# Input for this task:
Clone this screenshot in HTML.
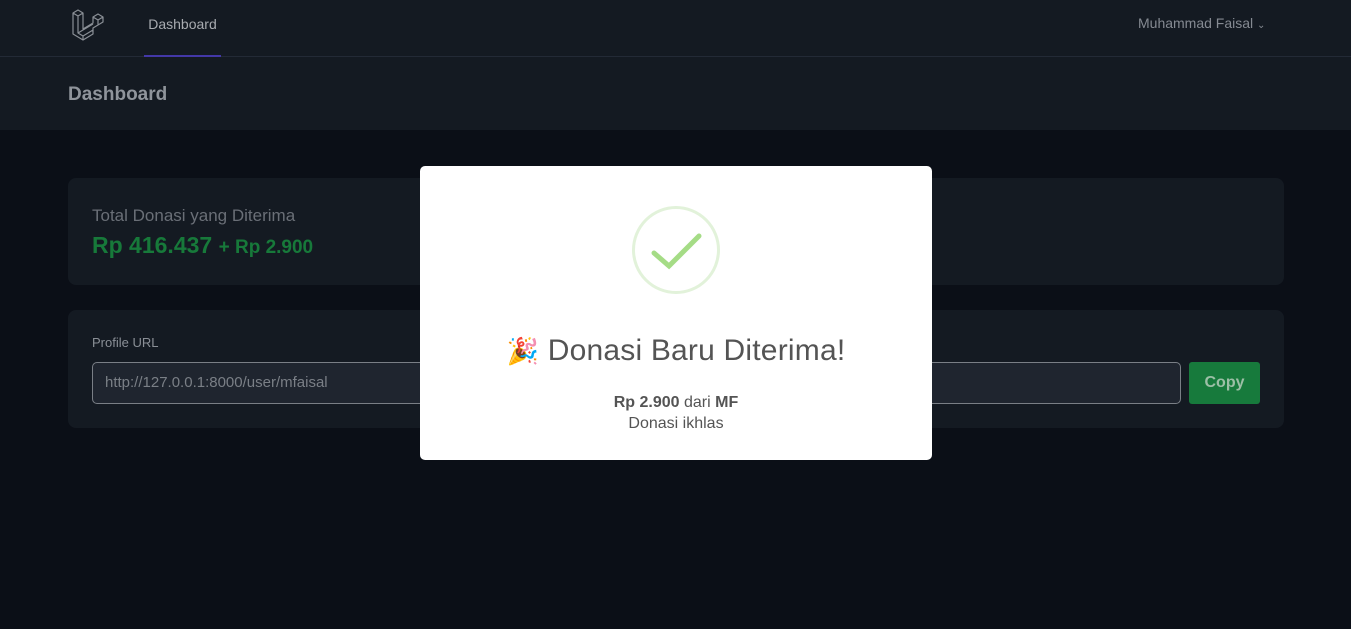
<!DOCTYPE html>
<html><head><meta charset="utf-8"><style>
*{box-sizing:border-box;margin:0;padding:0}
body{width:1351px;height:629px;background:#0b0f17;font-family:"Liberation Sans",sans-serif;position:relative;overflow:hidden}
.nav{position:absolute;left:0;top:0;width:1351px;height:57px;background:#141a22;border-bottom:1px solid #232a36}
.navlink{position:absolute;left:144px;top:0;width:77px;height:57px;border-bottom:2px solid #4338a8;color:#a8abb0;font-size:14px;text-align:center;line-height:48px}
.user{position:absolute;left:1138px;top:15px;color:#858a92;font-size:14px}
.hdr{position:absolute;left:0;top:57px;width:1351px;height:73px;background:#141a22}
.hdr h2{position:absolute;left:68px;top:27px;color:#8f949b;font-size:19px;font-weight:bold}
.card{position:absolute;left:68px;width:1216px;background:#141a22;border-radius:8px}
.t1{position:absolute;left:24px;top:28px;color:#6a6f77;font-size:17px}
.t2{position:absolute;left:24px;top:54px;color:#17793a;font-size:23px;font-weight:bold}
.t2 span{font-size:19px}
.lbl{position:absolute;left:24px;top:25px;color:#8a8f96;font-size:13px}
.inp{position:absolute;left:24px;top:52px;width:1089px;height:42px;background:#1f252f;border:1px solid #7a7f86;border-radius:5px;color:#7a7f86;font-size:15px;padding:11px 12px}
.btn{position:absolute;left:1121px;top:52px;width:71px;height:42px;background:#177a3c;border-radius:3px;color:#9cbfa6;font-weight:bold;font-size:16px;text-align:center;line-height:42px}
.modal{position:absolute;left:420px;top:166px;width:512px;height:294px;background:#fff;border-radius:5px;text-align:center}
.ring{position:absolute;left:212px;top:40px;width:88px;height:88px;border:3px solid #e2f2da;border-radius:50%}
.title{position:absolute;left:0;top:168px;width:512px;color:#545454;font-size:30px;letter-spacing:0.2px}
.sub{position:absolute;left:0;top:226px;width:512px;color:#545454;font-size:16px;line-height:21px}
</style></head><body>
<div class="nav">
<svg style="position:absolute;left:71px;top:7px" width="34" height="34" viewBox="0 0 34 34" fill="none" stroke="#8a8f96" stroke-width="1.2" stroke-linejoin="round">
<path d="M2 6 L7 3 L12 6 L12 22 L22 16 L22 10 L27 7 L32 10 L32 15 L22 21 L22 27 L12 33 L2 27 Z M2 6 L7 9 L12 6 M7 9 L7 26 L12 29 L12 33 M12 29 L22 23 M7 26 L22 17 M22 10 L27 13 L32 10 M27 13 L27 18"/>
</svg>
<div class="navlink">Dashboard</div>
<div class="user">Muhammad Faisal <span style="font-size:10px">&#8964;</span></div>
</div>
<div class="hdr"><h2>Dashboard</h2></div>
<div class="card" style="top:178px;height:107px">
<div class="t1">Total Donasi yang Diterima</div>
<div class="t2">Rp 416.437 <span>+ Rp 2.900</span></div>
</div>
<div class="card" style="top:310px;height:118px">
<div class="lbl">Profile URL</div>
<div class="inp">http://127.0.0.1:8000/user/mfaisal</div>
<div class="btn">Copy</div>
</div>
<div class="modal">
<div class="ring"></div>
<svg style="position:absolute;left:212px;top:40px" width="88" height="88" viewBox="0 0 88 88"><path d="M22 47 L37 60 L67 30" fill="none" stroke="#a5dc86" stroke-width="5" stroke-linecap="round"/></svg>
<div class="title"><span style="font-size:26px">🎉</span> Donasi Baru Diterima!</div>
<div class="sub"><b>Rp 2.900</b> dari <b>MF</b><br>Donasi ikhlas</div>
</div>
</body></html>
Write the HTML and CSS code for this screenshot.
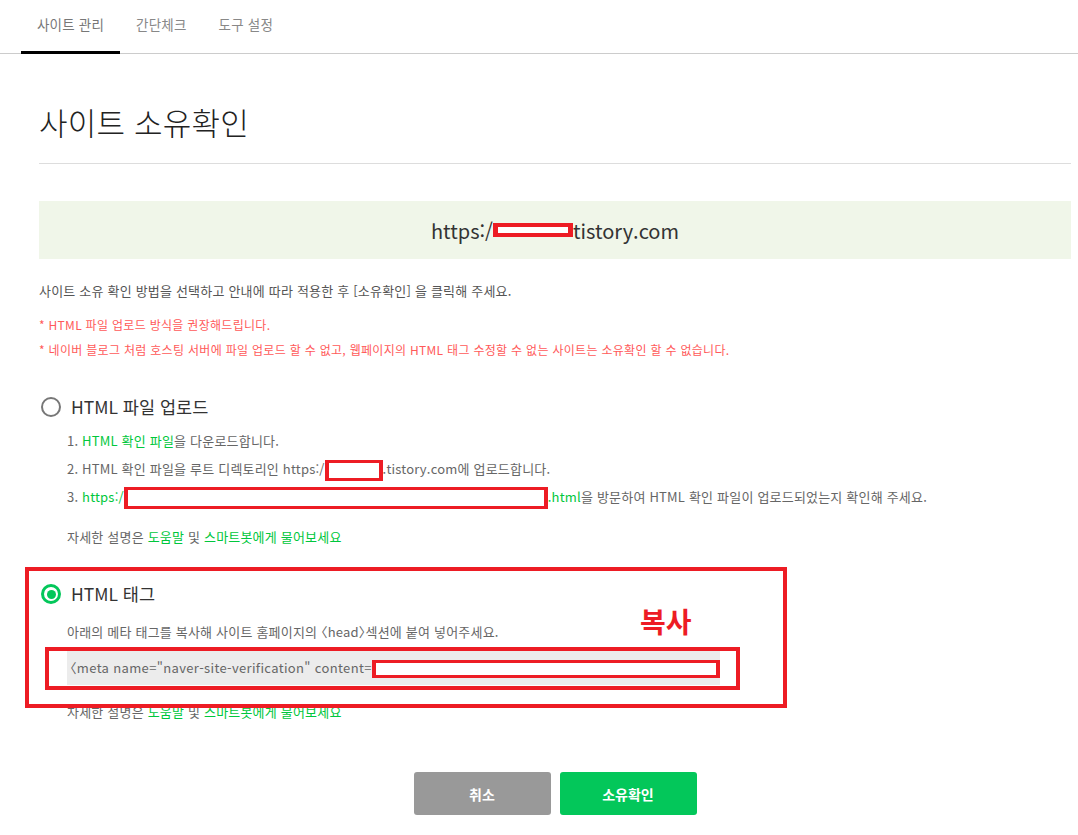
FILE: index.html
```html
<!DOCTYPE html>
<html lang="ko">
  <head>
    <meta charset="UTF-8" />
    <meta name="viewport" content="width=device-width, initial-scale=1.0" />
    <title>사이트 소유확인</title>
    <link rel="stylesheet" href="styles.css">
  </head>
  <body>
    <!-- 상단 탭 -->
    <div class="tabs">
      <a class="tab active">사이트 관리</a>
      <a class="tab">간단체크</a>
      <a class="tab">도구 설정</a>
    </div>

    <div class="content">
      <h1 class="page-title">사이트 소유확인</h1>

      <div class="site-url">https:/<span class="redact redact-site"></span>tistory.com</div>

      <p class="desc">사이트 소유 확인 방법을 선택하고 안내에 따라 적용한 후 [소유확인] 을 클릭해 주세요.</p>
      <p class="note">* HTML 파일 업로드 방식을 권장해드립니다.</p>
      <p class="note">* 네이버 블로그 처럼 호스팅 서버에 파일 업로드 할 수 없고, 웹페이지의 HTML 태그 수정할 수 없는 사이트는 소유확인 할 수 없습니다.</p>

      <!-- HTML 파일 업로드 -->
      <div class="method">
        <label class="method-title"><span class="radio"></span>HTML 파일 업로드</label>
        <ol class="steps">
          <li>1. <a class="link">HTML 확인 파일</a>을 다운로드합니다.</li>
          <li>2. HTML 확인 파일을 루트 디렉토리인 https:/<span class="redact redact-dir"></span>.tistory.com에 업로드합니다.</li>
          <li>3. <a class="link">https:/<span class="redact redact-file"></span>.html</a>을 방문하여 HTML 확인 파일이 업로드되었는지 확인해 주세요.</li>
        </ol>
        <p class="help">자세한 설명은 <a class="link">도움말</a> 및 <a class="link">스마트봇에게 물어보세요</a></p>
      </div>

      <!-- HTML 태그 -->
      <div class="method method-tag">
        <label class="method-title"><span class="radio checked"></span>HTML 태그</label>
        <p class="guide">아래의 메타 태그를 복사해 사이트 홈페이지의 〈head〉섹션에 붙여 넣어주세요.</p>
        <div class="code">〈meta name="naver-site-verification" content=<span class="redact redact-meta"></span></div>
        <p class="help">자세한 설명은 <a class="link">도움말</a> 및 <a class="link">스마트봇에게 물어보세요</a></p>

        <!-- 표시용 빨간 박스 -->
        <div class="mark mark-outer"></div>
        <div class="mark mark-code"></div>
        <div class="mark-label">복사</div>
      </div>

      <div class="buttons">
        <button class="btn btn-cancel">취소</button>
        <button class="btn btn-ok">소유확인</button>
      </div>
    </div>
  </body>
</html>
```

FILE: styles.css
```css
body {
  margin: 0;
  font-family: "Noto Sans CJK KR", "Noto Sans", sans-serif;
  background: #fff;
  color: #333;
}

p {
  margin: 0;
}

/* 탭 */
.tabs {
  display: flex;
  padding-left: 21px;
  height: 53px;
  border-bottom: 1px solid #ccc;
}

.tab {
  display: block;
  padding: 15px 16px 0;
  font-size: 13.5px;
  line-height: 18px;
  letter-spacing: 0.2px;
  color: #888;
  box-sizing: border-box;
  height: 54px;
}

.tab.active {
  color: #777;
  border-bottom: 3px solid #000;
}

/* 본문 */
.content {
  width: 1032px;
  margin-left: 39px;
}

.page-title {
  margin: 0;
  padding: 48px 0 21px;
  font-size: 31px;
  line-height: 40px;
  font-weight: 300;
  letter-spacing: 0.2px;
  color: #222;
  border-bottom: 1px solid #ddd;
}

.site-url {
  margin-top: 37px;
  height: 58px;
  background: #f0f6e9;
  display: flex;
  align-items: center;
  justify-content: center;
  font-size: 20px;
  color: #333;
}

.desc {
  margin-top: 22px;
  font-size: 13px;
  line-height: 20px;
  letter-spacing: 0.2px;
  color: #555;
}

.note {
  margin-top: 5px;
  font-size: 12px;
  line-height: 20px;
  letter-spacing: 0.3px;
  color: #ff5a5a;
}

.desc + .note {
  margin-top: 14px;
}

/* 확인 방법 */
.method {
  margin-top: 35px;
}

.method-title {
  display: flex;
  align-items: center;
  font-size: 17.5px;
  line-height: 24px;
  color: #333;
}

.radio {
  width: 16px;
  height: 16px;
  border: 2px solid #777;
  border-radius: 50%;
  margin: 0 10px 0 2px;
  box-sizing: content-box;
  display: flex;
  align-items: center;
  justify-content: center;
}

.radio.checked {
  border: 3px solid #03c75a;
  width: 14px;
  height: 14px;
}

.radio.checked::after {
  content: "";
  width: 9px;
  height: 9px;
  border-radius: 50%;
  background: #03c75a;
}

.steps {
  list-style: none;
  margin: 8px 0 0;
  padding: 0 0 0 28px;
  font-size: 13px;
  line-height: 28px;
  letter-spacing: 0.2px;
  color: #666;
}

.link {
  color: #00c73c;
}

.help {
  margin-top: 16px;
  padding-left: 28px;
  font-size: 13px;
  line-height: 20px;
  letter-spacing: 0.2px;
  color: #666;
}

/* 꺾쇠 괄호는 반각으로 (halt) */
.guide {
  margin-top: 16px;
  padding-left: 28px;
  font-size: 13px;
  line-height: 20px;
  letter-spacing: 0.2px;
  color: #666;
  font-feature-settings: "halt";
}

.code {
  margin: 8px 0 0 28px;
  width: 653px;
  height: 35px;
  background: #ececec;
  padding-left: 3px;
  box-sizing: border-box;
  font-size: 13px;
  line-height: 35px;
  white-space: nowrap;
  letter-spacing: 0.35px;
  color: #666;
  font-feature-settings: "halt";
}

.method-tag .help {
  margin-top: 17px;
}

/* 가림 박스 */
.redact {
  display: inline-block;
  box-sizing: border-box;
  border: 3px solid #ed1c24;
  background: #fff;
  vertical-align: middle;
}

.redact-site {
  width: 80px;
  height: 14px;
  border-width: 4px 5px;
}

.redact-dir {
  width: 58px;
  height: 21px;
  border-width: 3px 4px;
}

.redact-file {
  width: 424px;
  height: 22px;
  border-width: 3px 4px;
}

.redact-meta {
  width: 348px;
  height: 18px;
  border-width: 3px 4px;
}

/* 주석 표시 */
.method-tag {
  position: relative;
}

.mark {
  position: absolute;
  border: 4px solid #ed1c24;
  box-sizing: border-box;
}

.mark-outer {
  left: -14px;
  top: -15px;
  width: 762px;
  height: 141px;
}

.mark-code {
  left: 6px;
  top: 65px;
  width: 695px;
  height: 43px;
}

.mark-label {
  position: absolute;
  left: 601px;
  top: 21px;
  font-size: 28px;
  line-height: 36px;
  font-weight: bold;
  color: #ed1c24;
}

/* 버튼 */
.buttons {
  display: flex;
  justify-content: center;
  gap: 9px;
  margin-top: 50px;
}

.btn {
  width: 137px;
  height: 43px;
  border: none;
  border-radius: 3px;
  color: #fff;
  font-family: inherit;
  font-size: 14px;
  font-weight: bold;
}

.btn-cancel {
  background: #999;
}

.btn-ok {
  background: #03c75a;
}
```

# Exercise goal:
From the data, pick out every line that includes "code".

# Result:
Write the HTML and CSS code for this screenshot.
        <div class="code">〈meta name="naver-site-verification" content=<span class="redact redact-meta"></span></div>
        <div class="mark mark-code"></div>
.code {
.mark-code {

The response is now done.